My Lords, it would be perhaps right that I should say a few final words about this Bill. The noble Lord, Lord Mancroft, says that he is parting with it with a certain amount of sadness. I part with it with mixed feelings of relief and nostalgia, and I am not sure which predominates—probably, since we are approaching Easter, it is relief. However, we shall see this Bill again—of that I am quite sure. In view of what we have done, it will come back in not so modified a form as it might have done, but certainly it will come back considerably modified, so we shall have an opportunity of having a final look at it.

As the noble Lord has said, this Bill has not been a Party measure. Therefore, we have seen the House of Lords at its best as a revising Chamber. We have had a great deal of scope because this Bill originated in this House; it did not come to us with the scrutiny that another place might have given to it. Although the numbers who have taken part in the discussions have been few, I feel that the gentleman in America who corresponded with the noble Lord was perfectly right, and that the discussions have been on a very high level. I hope the noble Lord will tell the gentleman in America that we very much appreciate the compliment that he has paid this House. We do not often get unsolicited testimonials and, when we do, we treasure them very much. Perhaps the noble Lord would put this letter in the Library so that we may look at it from time to time.

There are one or two controversial matters that have not been disposed of to the entire satisfaction of some of us, but the noble Lord need feel no misgivings in having conceded so many Amendments. The last thing I should wish to do would be to taunt Her Majesty's Government for having accepted a large number of Amendments. I hope that in other measures they will follow the good example which has been set for them on this occasion. In this connection, I am glad to see present the noble Earl, Lord De La Warr, because the last time I had occasion to pay a compliment to any member of Her Majesty's Government on the way they had dealt with a Bill 1 paid it to the noble Earl, because I appreciated the way in which he had dealt with a difficult measure—namely, the Television Bill, a measure which we still dislike as much as ever.
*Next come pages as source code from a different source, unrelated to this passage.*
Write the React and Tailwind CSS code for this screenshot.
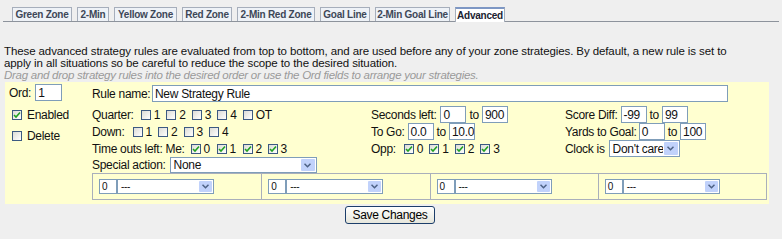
import React from 'react'

const tabs = [
  { name: 'Green Zone', w: 'w-[60px]' },
  { name: '2-Min', w: 'w-[32px]' },
  { name: 'Yellow Zone', w: 'w-[63px]' },
  { name: 'Red Zone', w: 'w-[50px]' },
  { name: '2-Min Red Zone', w: 'w-[78px]' },
  { name: 'Goal Line', w: 'w-[50px]' },
  { name: '2-Min Goal Line', w: 'w-[75px]' },
]

const Box = ({ checked }) => (
  <span className="inline-flex items-center justify-center w-[10px] h-[10px] border border-[#3c5a82] bg-gradient-to-br from-[#dcdcd6] to-white shrink-0">
    {checked && (
      <svg width="8" height="8" viewBox="0 0 8 8">
        <path d="M1 4 L3 6 L7 1.5" stroke="#21a121" strokeWidth="1.6" fill="none" />
      </svg>
    )}
  </span>
)

const Check = ({ label, checked, className = '' }) => (
  <span className={`inline-flex items-center gap-[3px] ${className}`}>
    <Box checked={checked} />
    <span>{label}</span>
  </span>
)

const Input = ({ value, w, h = 'h-[17px]', text = 'text-[12px]' }) => (
  <span
    className={`inline-flex items-center ${w} ${h} ${text} border border-[#7f9db9] bg-white pl-[2px] leading-none overflow-hidden whitespace-nowrap`}
  >
    {value}
  </span>
)

const Select = ({ value, w, h = 'h-[17px]', text = 'text-[12px]', btn = 'w-[14px]' }) => (
  <span
    className={`inline-flex items-stretch ${w} ${h} ${text} border border-[#7f9db9] bg-white leading-none whitespace-nowrap`}
  >
    <span className="flex-1 flex items-center pl-[3px] overflow-hidden">{value}</span>
    <span className={`${btn} m-px flex items-center justify-center bg-[#c1d2fb] rounded-[1px] shrink-0`}>
      <svg width="7" height="5" viewBox="0 0 7 5">
        <path d="M0.5 0.8 L3.5 3.8 L6.5 0.8" stroke="#4d6185" strokeWidth="1.5" fill="none" />
      </svg>
    </span>
  </span>
)

const To = () => <span className="mx-[3px]">to</span>

export default function App() {
  return (
    <div className="w-[782px] h-[239px] overflow-hidden bg-[#efefef] text-[#111] font-['Liberation_Sans',Arial,sans-serif]">
      <div className="flex items-end gap-[5px] mx-[3px] pl-[9px] pt-[7px] border-b border-[#8d939c]">
        {tabs.map(({ name, w }) => (
          <div
            key={name}
            className={`${w} h-[14px] flex items-center justify-center whitespace-nowrap border border-b-0 border-[#a6aebb] bg-[#eef2f7] text-[10px] font-bold tracking-[-0.25px] text-[#3d4757]`}
          >
            {name}
          </div>
        ))}
        <div className="w-[50px] h-[15px] -mb-px flex items-center justify-center border border-b-0 border-t-2 border-[#a6aebb] border-t-[#7d97c4] bg-white text-[10px] font-bold tracking-[-0.25px] text-[#1a2230]">
          Advanced
        </div>
      </div>

      <div className="mt-[23px] px-[4px] text-[11.5px] leading-[12px] tracking-[-0.1px]">
        <p>
          These advanced strategy rules are evaluated from top to bottom, and are used before any of your zone
          strategies. By default, a new rule is set to
          <br />
          apply in all situations so be careful to reduce the scope to the desired situation.
        </p>
        <p className="italic text-[#9a9a9a] tracking-[-0.27px]">
          Drag and drop strategy rules into the desired order or use the Ord fields to arrange your strategies.
        </p>
      </div>

      <div className="mx-[5px] mt-[1px] w-[764px] bg-[#ffffd0] flex text-[12px] tracking-[-0.3px] pb-[4px]">
        <div className="w-[87px] pl-[4px] pt-[2px] flex flex-col">
          <div className="flex items-center gap-[4px] h-[17px]">
            <span>Ord:</span>
            <Input value="1" w="w-[27px]" />
          </div>
          <Check label="Enabled" checked className="mt-[5px] ml-[3px] gap-[5px]" />
          <Check label="Delete" className="mt-[3px] ml-[3px] gap-[5px]" />
        </div>

        <div className="flex-1 flex flex-col">
          <div className="mt-[3px] h-[17px] flex items-center">
            <span className="w-[60px]">Rule name:</span>
            <Input value="New Strategy Rule" w="w-[576px]" />
          </div>

          <div className="mt-[4px] grid grid-cols-[279px_194px_1fr] grid-rows-[17px_17px_17px] items-center">
            <div className="flex items-center">
              <span className="mr-[7px]">Quarter:</span>
              <Check label="1" className="w-[25.5px]" />
              <Check label="2" className="w-[25.5px]" />
              <Check label="3" className="w-[25.5px]" />
              <Check label="4" className="w-[25.5px]" />
              <Check label="OT" />
            </div>
            <div className="flex items-center">
              <span className="mr-[4px]">Seconds left:</span>
              <Input value="0" w="w-[26px]" />
              <To />
              <Input value="900" w="w-[26px]" />
            </div>
            <div className="flex items-center">
              <span className="mr-[3px]">Score Diff:</span>
              <Input value="-99" w="w-[26px]" />
              <To />
              <Input value="99" w="w-[26px]" />
            </div>

            <div className="flex items-center">
              <span className="mr-[8px]">Down:</span>
              <Check label="1" className="w-[25.5px]" />
              <Check label="2" className="w-[25.5px]" />
              <Check label="3" className="w-[25.5px]" />
              <Check label="4" />
            </div>
            <div className="flex items-center">
              <span className="mr-[3px]">To Go:</span>
              <Input value="0.0" w="w-[26px]" />
              <To />
              <Input value="10.0" w="w-[26px]" />
            </div>
            <div className="flex items-center">
              <span className="mr-[2px]">Yards to Goal:</span>
              <Input value="0" w="w-[26px]" />
              <To />
              <Input value="100" w="w-[26px]" />
            </div>

            <div className="flex items-center">
              <span className="mr-[6px]">Time outs left: Me:</span>
              <Check label="0" checked className="w-[26px]" />
              <Check label="1" checked className="w-[26px]" />
              <Check label="2" checked className="w-[25px]" />
              <Check label="3" checked />
            </div>
            <div className="flex items-center">
              <span className="mr-[8px]">Opp:</span>
              <Check label="0" checked className="w-[25.5px]" />
              <Check label="1" checked className="w-[25.5px]" />
              <Check label="2" checked className="w-[25.5px]" />
              <Check label="3" checked />
            </div>
            <div className="flex items-center">
              <span className="mr-[4px]">Clock is</span>
              <Select value="Don't care" w="w-[71px]" />
            </div>
          </div>

          <div className="h-[16px] flex items-center">
            <span className="mr-[4px]">Special action:</span>
            <Select value="None" w="w-[147px]" h="h-[16px]" />
          </div>

          <div className="w-[675px] h-[27px] grid grid-cols-4 border border-[#a9afbb]">
            {[0, 1, 2, 3].map((i) => (
              <div key={i} className="flex items-center pl-[6px] border-l first:border-l-0 border-[#a9afbb]">
                <Input value="0" w="w-[18px]" h="h-[15px]" text="text-[10px]" />
                <Select value="---" w="w-[97px]" h="h-[15px]" text="text-[10px]" btn="w-[13px]" />
              </div>
            ))}
          </div>
        </div>
      </div>

      <div className="flex justify-center mt-[2px] pr-[2px]">
        <button className="w-[90px] h-[18px] rounded-[3px] border border-[#1c3e6a] bg-gradient-to-b from-white to-[#e6e6dc] text-[12px] tracking-[-0.3px] leading-none text-black">
          Save Changes
        </button>
      </div>
    </div>
  )
}
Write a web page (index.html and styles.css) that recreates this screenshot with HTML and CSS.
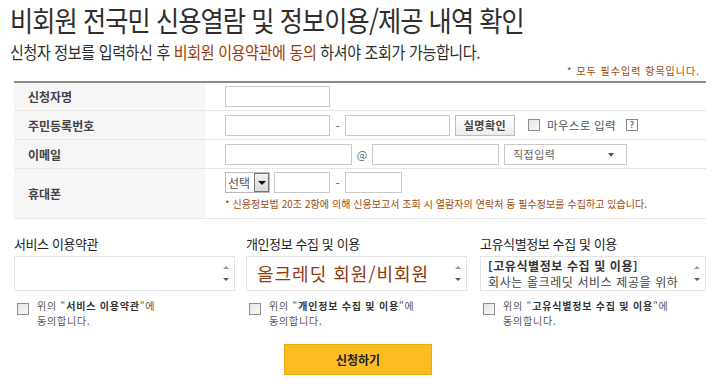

There are one or two clauses to which I should like to refer. We are still not satisfied with the one aspect of Clause 4 which dealt with the question of syndication of articles—the noble Lord, Lord Mancroft, will know what I am referring to. I hope that in another place it will be further considered. I think that we are right on that point, but I should not like to be dogmatic, and I see that there is a possibility of there being two sides to the question. However, I think it needs to be further explored in another place. Then there is the question of libraries. I think the Government have gone a long way to meet my noble friend Lord Chorley. I would not say that he is ungracious or that he has misconceived the position. He naturally wants to do the best he can for a worthy organisation, and if he over-emphasises the rights of students at the expense of others, well, that is probably an error on the right side. I should welcome a further examination of that matter.

There is one point which has not been stressed in this House but which will probably have to be examined in another place—namely, the question of relay services. On this point, my noble friend Lord Archibald was interested in a series of Amendments. I took over a great many of his Amendments, but I did not feel equal to taking over the question of the relay services. I must say that at the time I was rather attracted by the argument put forward by the noble Lord, Lord Mancroft, but I overlooked the fact that a service can be relayed from abroad and as well as from a station in this country. I think that the Bill may well cover cases where there is a relay, say from the B.B.C. or from the Independent Television Authority; but there is no provision here for relays from abroad, and if the relay is a first performance then it ought to be covered by copyright. I mention that merely because it is one of the unresolved points which I think will probably have to be discussed in another place.

However, I have nothing more to say on this Bill, and I am glad that this is so. I once more wish to thank the noble Lord, Lord Mancroft, and the noble and learned Viscount, the Lord Chancellor, for the conciliatory and friendly way in which they have dealt with suggestions, not only from our side but from all parts of the House, on this difficult question. I say to the noble Lord once more: do not be discouraged in good deeds; we shall certainly not upbraid you or taunt you for having accepted so many Amendments.

4.5 p.m.

LORD REA

My Lords, if the noble Lord, Lord Mancroft, and the noble Lord. Lord Silkin, will forgive an intrusion, I should like, from the side-lines, to say how much we have admired the tussle that has gone on between Her Majesty's Government and Her Majesty's Official Opposition. Owing to circumstances, we have not been able to take quite the same part in this Bill as many of your Lordships, but it has been a magnum opus—perhaps a sonata passionata. We should like to add our tribute to noble Lords on both sides of the House whom we have seen fighting so admirably, in taking and winning and in giving back points.

4.6 p.m.

LORD MANCROFT

My Lords, I am sure that if my noble and learned friend the Lord Chancellor were here, he would have liked to thank the House for the kindly references that have been made to his efforts in leading me on this Bill. I can tell the noble Lord, Lord Faring-don, that we are still considering the question of variety artistes; and I can assure the noble Lord, Lord Silkin, that we are still wrestling with the difficult problem of the relay services. Undoubtedly, more will be heard of these in another place. In the meantime, the unamended rabbits wait, and I hope your Lordships will agree that this Bill be now passed.

On Question, Bill passed, and sent to the Commons.